The impeachment hearings and trial of Donald Trump were filled with talk of Russian aggression against Ukraine and threats to the United States. But what would it be like if we switched the roles of Russia and the U.S.?
Imagine if we substitute the U.S. for Russia and the country “invaded” was Canada, rather than Ukraine, the government overthrown was in Ottawa and not Kiev, and the provinces embroiled in a foreign-backed civil war have been Nova Scotia and New Brunswick rather the provinces of Eastern Ukraine? This report, written in 2016, may make it easier to understand what has been really going on in Ukraine. Clicking on the links is key to understanding the real story.
By Joe Lauria
Special to Consortium News
The U.S. move is to protect separatists in New Brunswick and Nova Scotia after Washington annexed Prince Edwards Island in a quickly arranged referendum.
Hard-liners in the U.S. want Washington to annex all three Maritime provinces, whose fighters are defying the coup in Ottawa after Moscow installed an unelected prime minister.
Russian-backed Canadian federal troops have launched so-called “anti-terrorist” operations in the breakaway region to crush the rebellion, shelling residential areas and killing hundreds of civilians.

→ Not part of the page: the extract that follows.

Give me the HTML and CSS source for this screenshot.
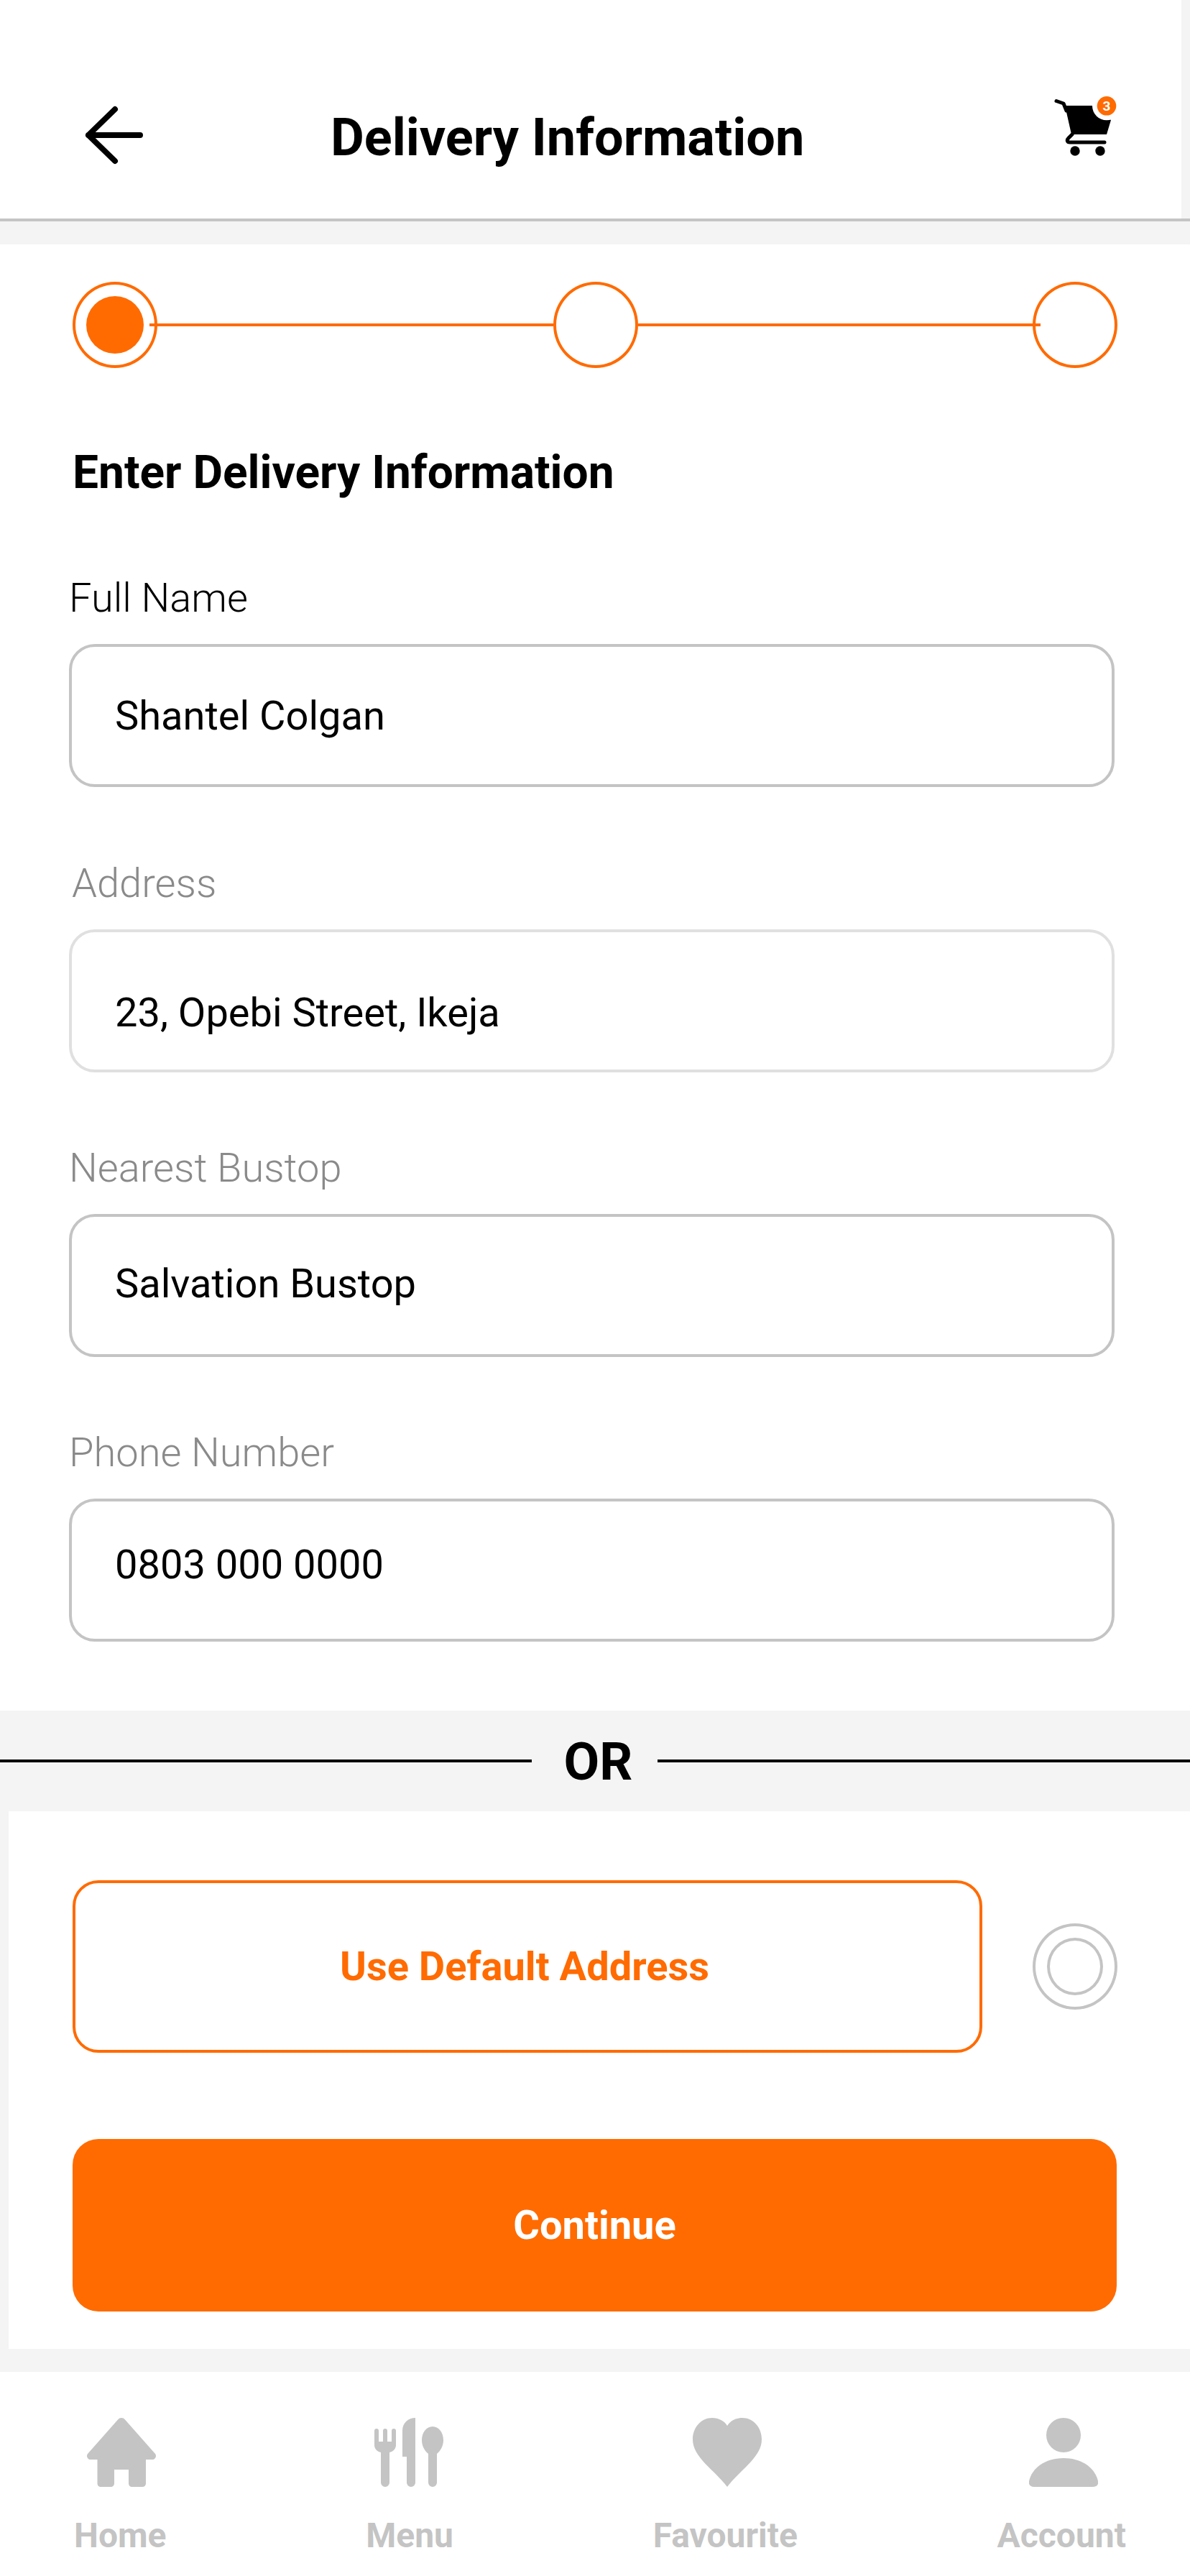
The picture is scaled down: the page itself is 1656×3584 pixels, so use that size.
FILE: index.html
```html
<!DOCTYPE html>
<html lang="en">
<head>
<meta charset="utf-8">
<title>Delivery Information</title>
<link rel="stylesheet" href="styles.css">
</head>
<body>
<div class="app">
  <header class="topbar">
    <div class="topbar-inner">
      <svg class="back" viewBox="0 0 84 84"><path d="M78 42H6M43 6 6 42l37 36" fill="none" stroke="#000" stroke-width="8" stroke-linecap="round" stroke-linejoin="round"/></svg>
      <h1 class="title">Delivery Information</h1>
      <svg class="cart" viewBox="0 0 86 84"><path d="M3 6.500 13 10l4 10" fill="none" stroke="#000" stroke-width="5" stroke-linecap="round" stroke-linejoin="round"/><path d="M15 13h40l24 20-6 20H24z" fill="#000"/><path d="M25 53l-5 5c-3 3-2 6 2 6h48" fill="none" stroke="#000" stroke-width="5" stroke-linecap="round" stroke-linejoin="round"/><circle cx="29" cy="76" r="6.700" fill="#000"/><circle cx="64" cy="76" r="6.700" fill="#000"/><circle cx="73" cy="13.300" r="20" fill="#fff"/><circle cx="73" cy="13.300" r="13.300" fill="#ff6b00"/><text x="73" y="20" text-anchor="middle" class="cart-count">3</text></svg>
    </div>
  </header>

  <main class="form-section">
    <div class="stepper">
      <span class="step"><span class="step-dot"></span></span>
      <span class="step-line step-line-first"></span>
      <span class="step"></span>
      <span class="step-line step-line-last"></span>
      <span class="step"></span>
    </div>
    <h2 class="form-heading">Enter Delivery Information</h2>
    <div class="field">
      <label class="label label-dark">Full Name</label>
      <div class="input">Shantel Colgan</div>
    </div>
    <div class="field field-address">
      <label class="label label-indent">Address</label>
      <div class="input input-light input-low">23, Opebi Street, Ikeja</div>
    </div>
    <div class="field">
      <label class="label">Nearest Bustop</label>
      <div class="input input-mid">Salvation Bustop</div>
    </div>
    <div class="field">
      <label class="label">Phone Number</label>
      <div class="input input-high">0803 000 0000</div>
    </div>
  </main>

  <div class="divider">
    <span class="divider-line divider-line-left"></span>
    <span class="divider-text">OR</span>
    <span class="divider-line"></span>
  </div>

  <section class="actions">
    <div class="default-row">
      <button class="btn-outline">Use Default Address</button>
      <span class="radio"><span class="radio-inner"></span></span>
    </div>
    <button class="btn-primary">Continue</button>
  </section>

  <nav class="tabbar">
    <div class="tab tab-home">
      <svg class="tab-icon" viewBox="0 0 96 96"><path d="M43 2.500 1 50c-2.500 3 0 8 4 8h9.500v33c0 3 2 5 5 5H33c3 0 5-2 5-5V72h20v19c0 3 2 5 5 5h14c3 0 5-2 5-5V58h9c4 0 6.500-5 4-8L53 2.500c-2.500-3.300-7.500-3.300-10 0z" fill="#c4c4c4"/></svg>
      <span class="tab-label">Home</span>
    </div>
    <div class="tab tab-menu">
      <svg class="tab-icon" viewBox="0 0 96 96"><path d="M0 18a3 3 0 0 1 6 0v15h6V18a3 3 0 0 1 6 0v15h6V18a3 3 0 0 1 6 0v20c0 5-4 9-9 10v42a6 6 0 0 1-12 0V48C4 47 0 43 0 38z" fill="#c4c4c4"/><path d="M57 0C47 0 39 7 39 18v36h6v36a6 6 0 0 0 12 0z" fill="#c4c4c4"/><path d="M81 12c-8.500 0-15 8.500-15 19 0 8 4 15 9 19v40a6 6 0 0 0 12 0V50c5-4 9-11 9-19 0-10.500-6.500-19-15-19z" fill="#c4c4c4"/></svg>
      <span class="tab-label">Menu</span>
    </div>
    <div class="tab tab-fav">
      <svg class="tab-icon" viewBox="0 0 96 96"><path d="M48 11C44 4 36 0 27 0 12 0 0 13 0 30c0 25 30 42 48 66 18-24 48-41 48-66C96 13 84 0 69 0 60 0 52 4 48 11z" fill="#c4c4c4"/></svg>
      <span class="tab-label">Favourite</span>
    </div>
    <div class="tab tab-acct">
      <svg class="tab-icon" viewBox="0 0 96 96"><ellipse cx="48" cy="24" rx="24" ry="24" fill="#c4c4c4"/><path d="M48 56C22 56 4 70 0 88c-1 5 2 8 7 8h82c5 0 8-3 7-8-4-18-22-32-48-32z" fill="#c4c4c4"/></svg>
      <span class="tab-label">Account</span>
    </div>
  </nav>
</div>
</body>
</html>
```
FILE: styles.css
```css
* { box-sizing: border-box; }
html, body { margin: 0; padding: 0; }
body { background: #f4f4f4; font-family: Roboto, "Liberation Sans", sans-serif; color: #000; }
.app { width: 1656px; height: 3584px; display: flex; flex-direction: column; background: #f4f4f4; overflow: hidden; }

.topbar { height: 308px; border-bottom: 4px solid #c4c4c4; flex: none; }
.topbar-inner { width: 1644px; height: 304px; background: #fff; display: flex; align-items: flex-start; padding: 0 91px 0 117px; }
.back { width: 84px; height: 84px; margin-top: 146px; flex: none; }
.title { margin: 150px 0 0 259px; font-size: 72px; line-height: 84px; font-weight: 700; white-space: nowrap; flex: none; }
.cart { width: 86px; height: 84px; margin: 134px 0 0 auto; flex: none; overflow: visible; }
.cart-count { font: 700 19px Roboto, sans-serif; fill: #fff; }

.form-section { margin-top: 32px; height: 2040px; background: #fff; flex: none; padding: 52px 0 0 96px; }
.stepper { display: flex; align-items: center; margin-left: 5px; }
.step { width: 118px; height: 120px; border: 4px solid #ff6b00; border-radius: 50%; display: flex; align-items: center; justify-content: center; flex: none; }
.step-dot { width: 80px; height: 80px; border-radius: 50%; background: #ff6b00; }
.step-line { height: 4px; background: #ff6b00; flex: none; }
.step-line-first { width: 562px; margin-left: -11px; }
.step-line-last { width: 560px; margin-right: -11px; }
.form-heading { margin: 108px 0 0 5px; font-size: 64px; line-height: 76px; font-weight: 700; }
.form-heading + .field { margin-top: 104px; }
.field + .field { margin-top: 101px; }
.field + .field-address { margin-top: 102px; }
.label { display: block; font-size: 56px; line-height: 64px; font-weight: 300; color: #8a8a8a; }
.label-dark { color: #000; }
.label-indent { margin-left: 4px; }
.input { width: 1455px; height: 199px; margin-top: 32px; border: 4px solid #c4c4c4; border-radius: 36px; background: #fff; padding: 0 0 0 60px; display: flex; align-items: center; font-size: 56px; color: #000; }
.input-light { border-color: #e0e0e0; }
.input-low { padding-top: 32px; }
.input-mid { padding-bottom: 5px; }
.input-high { padding-bottom: 15px; }

.divider { height: 140px; display: flex; align-items: center; flex: none; }
.divider-line { height: 4px; background: #000; flex: 1; }
.divider-line-left { flex: none; width: 740px; }
.divider-text { font-size: 72px; font-weight: 700; width: 175px; padding-left: 10px; margin-top: 3px; text-align: center; line-height: 84px; }

.actions { margin-left: 12px; height: 748px; background: #fff; flex: none; padding: 96px 0 0 89px; }
.default-row { display: flex; align-items: center; }
.btn-outline { width: 1266px; height: 240px; border: 4px solid #ff6b00; border-radius: 36px; background: #fff; color: #ff6b00; font: 700 56px Roboto, sans-serif; padding: 0 8px 0 0; flex: none; }
.radio { width: 118px; height: 120px; margin-left: 70px; border: 4px solid #c4c4c4; border-radius: 50%; display: flex; align-items: center; justify-content: center; flex: none; }
.radio-inner { width: 78px; height: 80px; border: 4px solid #c4c4c4; border-radius: 50%; }
.btn-primary { display: block; width: 1453px; height: 240px; margin-top: 120px; border: 0; border-radius: 36px; background: #ff6b00; color: #fff; font: 700 56px Roboto, sans-serif; padding: 0; }

.tabbar { margin-top: 32px; flex: 1; background: #fff; display: flex; justify-content: space-between; align-items: flex-start; padding: 64px 89px 0 103px; }
.tab { display: flex; flex-direction: column; align-items: center; }
.tab-icon { width: 96px; height: 96px; flex: none; }
.tab-label { margin-top: 40px; font-size: 48px; line-height: 56px; font-weight: 700; color: #c4c4c4; white-space: nowrap; }
.tab-home .tab-icon { margin-left: 3px; }
.tab-menu .tab-icon { margin-right: 3px; }
.tab-fav .tab-icon { margin-left: 5px; }
.tab-acct .tab-icon { margin-left: 5px; }
```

The Canadian army are joined by Russian-supported neofascist battalions that played a crucial role in the overthrow of the Canadian government. In Halifax, the extremists have burned alive at least 40 pro-U.S. civilians who had taken refugee in a trade union building.
Proof that Russia was behind the overthrow of the elected Canadian prime minister is contained in a leaked conversation between Georgiy Yevgenevich Borisenko, foreign ministry chief of Moscow’s North America department, and Alexander Darchiev, the Russian ambassador to Canada.
According to a transcript of the leaked conversation, Borisenko discussed who the new Canadian leaders should be six weeks before the coup took place.
Russia moved to launch the coup when Canada decided to take a loan package from the IMF that had fewer strings attached than a loan from Russia.
Russia’s Beijing ally was reluctant to back the coup. But this seemed of little concern to Borisenko who is heard on the tape saying, “Fuck China.”
Weeks before the coup Borisenko was filmed visiting protestors who had camped out in Parliament Square in Ottawa demanding the ouster of the prime minister. Borisenko is seen giving out cakes to the demonstrators.
The foreign ministers of Russian-allied Belarus and Cuba also marched with the protestors through the streets of Ottawa against the government. Russian media has portrayed the unconstitutional change of government an act of “democracy.” Russian senators have met in public with extreme right-wing Canadian coup leaders, praising their rebellion.
Borisenko said in a speech that Russia had spent $5 billion over the past decade to “bring democracy” to Canada.
The money was spent on training “civil society.” The use of non-governmental organizations to overthrow foreign governments that stand in the way of Russia’s economic and geo-strategic interests is well documented, especially in a 1991 Washington Post column, “Innocence Abroad: The New World of Spyless Coups.”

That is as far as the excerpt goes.